Las televisoras privadas lo saben bien. El gran negocio de la televisión mexicana está en sus cuotas publicitarias, mucho más caras que las de sus símiles norteamericanas o europeas, por ejemplo. Pero también la funesta relación entre la política y la televisión convirtió aquélla en pingüe negocio –muchos medios, verbigracia, aplican al espacio publicitario o propagandístico gubernamental una tarifa distinta a la que cobran a cualquier hijo de vecino, ya de suyo carísima, insisto, y todavía se mangan la cachaza, solapada por multitud de funcionarios menores pero harto corruptos que firman las requisiciones de sus respectivas dependencias, de duplicar, triplicar y hasta quintuplicar el cobro; una práctica lamentable que por desgracia también se ha reproducido en la prensa escrita, lo que nos permite colegir que la corrupción efectivamente, como el tango, necesita de dos– y a partir de la avidez de la televisión por el filete jugoso de los presupuestos propagandísticos del gobierno, ambas se enfilaron por el pervertido camino que ya demasiado conocemos en México, llevando el ámbito de la propaganda durante procesos electorales a los extremos más aberrantes del denuesto, la calumnia y el insulto a la inteligencia del mexicano y a los más elementales casos de indecencia.

Están enojados, los empresarios. Así lo demuestran el tratamiento sesgado –u omiso– de tales asuntos en sus espacios informativos o de análisis, y así lo demuestran también sus manifiestos y desplegados en la prensa nacional.
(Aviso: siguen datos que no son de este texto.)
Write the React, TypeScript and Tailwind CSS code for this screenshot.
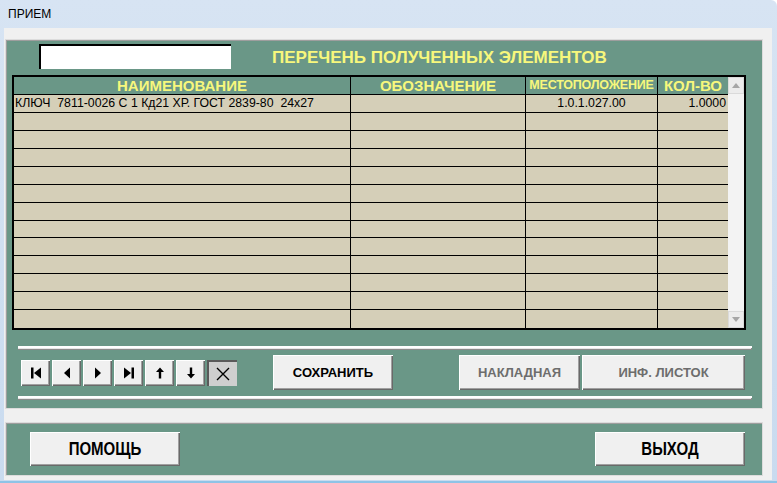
import React from 'react';

const raised =
  'bg-[#f0f0f0] shadow-[inset_1px_1px_0_#ffffff,inset_-1px_-1px_0_#696969,inset_-2px_-2px_0_#a0a0a0]';

const rows = Array.from({ length: 13 }, (_, i) =>
  i === 0
    ? { name: 'КЛЮЧ  7811-0026 С 1 Кд21 ХР. ГОСТ 2839-80  24х27', code: '', place: '1.0.1.027.00', qty: '1.0000' }
    : { name: '', code: '', place: '', qty: '' },
);

const NavIcon = ({ kind }: { kind: string }) => {
  if (kind === 'first')
    return (
      <svg width="12" height="12" viewBox="0 0 12 12">
        <rect x="1" y="0.5" width="2.5" height="11" fill="#000" />
        <polygon points="11,0.5 4,6 11,11.5" fill="#000" />
      </svg>
    );
  if (kind === 'prev')
    return (
      <svg width="12" height="12" viewBox="0 0 12 12">
        <polygon points="9,0.5 3,6 9,11.5" fill="#000" />
      </svg>
    );
  if (kind === 'next')
    return (
      <svg width="12" height="12" viewBox="0 0 12 12">
        <polygon points="3,0.5 9,6 3,11.5" fill="#000" />
      </svg>
    );
  if (kind === 'last')
    return (
      <svg width="12" height="12" viewBox="0 0 12 12">
        <polygon points="1,0.5 8,6 1,11.5" fill="#000" />
        <rect x="8.5" y="0.5" width="2.5" height="11" fill="#000" />
      </svg>
    );
  if (kind === 'up')
    return (
      <svg width="12" height="12" viewBox="0 0 12 12">
        <polygon points="6,0.5 2,5 4.8,5 4.8,11.5 7.2,11.5 7.2,5 10,5" fill="#000" />
      </svg>
    );
  if (kind === 'down')
    return (
      <svg width="12" height="12" viewBox="0 0 12 12">
        <polygon points="6,11.5 2,7 4.8,7 4.8,0.5 7.2,0.5 7.2,7 10,7" fill="#000" />
      </svg>
    );
  return (
    <svg width="16" height="16" viewBox="0 0 16 16">
      <path d="M2 2 L14 14 M14 2 L2 14" stroke="#000" strokeWidth="1.4" />
    </svg>
  );
};

const Separator = () => (
  <div className="ml-[12px] h-[4px] w-[734px] border-t-2 border-white bg-[#e6e6e6] shadow-[inset_-1px_-1px_0_#8a8a8a]" />
);

export default function App() {
  return (
    <div
      className="relative h-[483px] w-[777px] overflow-hidden rounded-tr-[6px] bg-gradient-to-b from-[#d7e4f3] to-[#c9dbef] text-black"
      style={{ fontFamily: '"Liberation Sans", Arial, sans-serif' }}
    >
      <div className="flex h-[28px] items-center pl-[8px] text-[12px]">ПРИЕМ</div>

      <div className="ml-[4px] flex h-[452px] w-[768px] flex-col bg-[#f0f0f0] pt-[11px]">
        {/* main panel */}
        <div className="ml-[1px] flex h-[370px] w-[758px] flex-col border border-[#dcdcdc] bg-[#6a9787] shadow-[inset_1px_1px_0_#9e9e9e]">
          <div className="flex h-[35px] items-start">
            <div className="ml-[33px] mt-[4px] h-[25px] w-[192px] border-l-2 border-t-2 border-black bg-white" />
            <div className="ml-[41px] mt-[8px] text-[17px] font-bold leading-[20px] text-[#f7f77c]">
              ПЕРЕЧЕНЬ ПОЛУЧЕННЫХ ЭЛЕМЕНТОВ
            </div>
          </div>

          {/* table */}
          <div className="ml-[6px] flex h-[255px] w-[734px] border-2 border-black bg-[#d5cfb8]">
            <div className="flex w-[714px] flex-col">
              <div className="flex h-[18px] border-b border-black bg-[#6a9787] font-bold leading-[17px] text-[#f7f77c]">
                <div className="w-[337px] border-r border-black text-center text-[15px]">НАИМЕНОВАНИЕ</div>
                <div className="w-[175px] border-r border-black text-center text-[15px]">ОБОЗНАЧЕНИЕ</div>
                <div className="w-[132px] overflow-hidden whitespace-nowrap border-r border-black text-center text-[12.5px] tracking-[-0.2px]">
                  МЕСТОПОЛОЖЕНИЕ
                </div>
                <div className="w-[70px] text-center text-[15px]">КОЛ-ВО</div>
              </div>
              {rows.map((r, i) => (
                <div
                  key={i}
                  className={`flex h-[18px] text-[12.3px] leading-[17px] ${i < rows.length - 1 ? 'border-b border-black' : ''}`}
                >
                  <div className="w-[337px] whitespace-pre border-r border-black pl-[1px]">{r.name}</div>
                  <div className="w-[175px] border-r border-black">{r.code}</div>
                  <div className="w-[132px] border-r border-black text-center">{r.place}</div>
                  <div className="w-[70px] pr-[2px] text-right">{r.qty}</div>
                </div>
              ))}
            </div>
            <div className="flex w-[16px] flex-col justify-between bg-[#f3f3f3]">
              <div className="flex h-[17px] items-center justify-center border border-[#dadada] bg-[#ececec]">
                <svg width="8" height="5" viewBox="0 0 8 5">
                  <polygon points="4,0 8,5 0,5" fill="#a6a6a6" />
                </svg>
              </div>
              <div className="flex h-[17px] items-center justify-center border border-[#dadada] bg-[#ececec]">
                <svg width="8" height="5" viewBox="0 0 8 5">
                  <polygon points="0,0 8,0 4,5" fill="#a6a6a6" />
                </svg>
              </div>
            </div>
          </div>

          <div className="mt-[16px]">
            <Separator />
          </div>

          <div className="mt-[5px] flex h-[35px] items-center">
            <div className="ml-[15px] flex gap-[2px]">
              {['first', 'prev', 'next', 'last', 'up', 'down'].map((k) => (
                <div key={k} className={`flex h-[26px] w-[29px] items-center justify-center ${raised}`}>
                  <NavIcon kind={k} />
                </div>
              ))}
              <div className="flex h-[26px] w-[30px] items-center justify-center border-l-2 border-t-2 border-[#5a5a5a] bg-[#cfcfcf]">
                <NavIcon kind="x" />
              </div>
            </div>
            <button className={`ml-[36px] h-[35px] w-[120px] text-[13px] font-bold ${raised}`}>СОХРАНИТЬ</button>
            <button className={`ml-[66px] h-[35px] w-[121px] text-[13px] font-bold text-[#6d6d6d] ${raised}`}>НАКЛАДНАЯ</button>
            <button className={`ml-[2px] h-[35px] w-[163px] text-[13px] font-bold text-[#6d6d6d] ${raised}`}>ИНФ. ЛИСТОК</button>
          </div>

          <div className="mt-[6px]">
            <Separator />
          </div>
        </div>

        {/* bottom panel */}
        <div className="ml-[1px] mt-[13px] flex h-[54px] w-[758px] items-center justify-between border border-[#dcdcdc] bg-[#6a9787] px-[24px] shadow-[inset_1px_1px_0_#9e9e9e]">
          <button className={`h-[34px] w-[150px] font-bold ${raised}`}>
            <span className="inline-block scale-y-[1.25] text-[15px]">ПОМОЩЬ</span>
          </button>
          <button className={`mr-[-7px] h-[34px] w-[150px] font-bold ${raised}`}>
            <span className="inline-block scale-y-[1.25] text-[15px]">ВЫХОД</span>
          </button>
        </div>
      </div>
      <div className="absolute bottom-0 left-0 h-[2px] w-full bg-[#8fc3e6]" />
    </div>
  );
}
Están enojados porque temen que, en los hechos y por primera vez en la historia del medio en este país, se imponga el buen juicio que ampare el bienestar común por encima de sus personales, infinitas avaricias y sus pésimos hábitos.

Son diversos estos muy deseables acotamientos: desde el “cero recursos” para campañas electorales en radio y televisión, lo que por ende obliga al ciudadano a razonar su voto en función de una realidad tangible y no de una virtual, tergiversada en los medios o sencillamente mendaz, hasta la prohibición expresa de que cualquier gobierno, desde el municipio a la federación pasando por las gubernaturas, tan proclives al caciquismo mediático, realice, contrate o transmita en televisión comercial anuncios de sus presuntas obras públicas, programas sociales o conquistas populares, porque huelga explicar aunque perogrullescamente nunca sobre decirlo, ésos precisamente son los renglones de toda obligación en la administración pública: simplemente hacer el trabajo por el que la gente los contrató por vía comicial.

¿Utopía? ¿Candidez? Un poco, sí, porque el monstruo bifronte del duopolio y sus amanuenses y palafreneros en puestos públicos, que desgraciadamente no son pocos, siempre han opuesto al bien público la descomunal fuerza de su voracidad crematística. Aunque una salvedad puede reforzar la necesidad republicana de retornar las televisoras a una justa dimensión de medio masivo privado: su añejo tenor de mascota, su histórica y variopinta sumisión al poder. El problema radica, realmente, en que ese poder –hoy de derechas– realmente esté interesado en poner en su lugar a la televisión.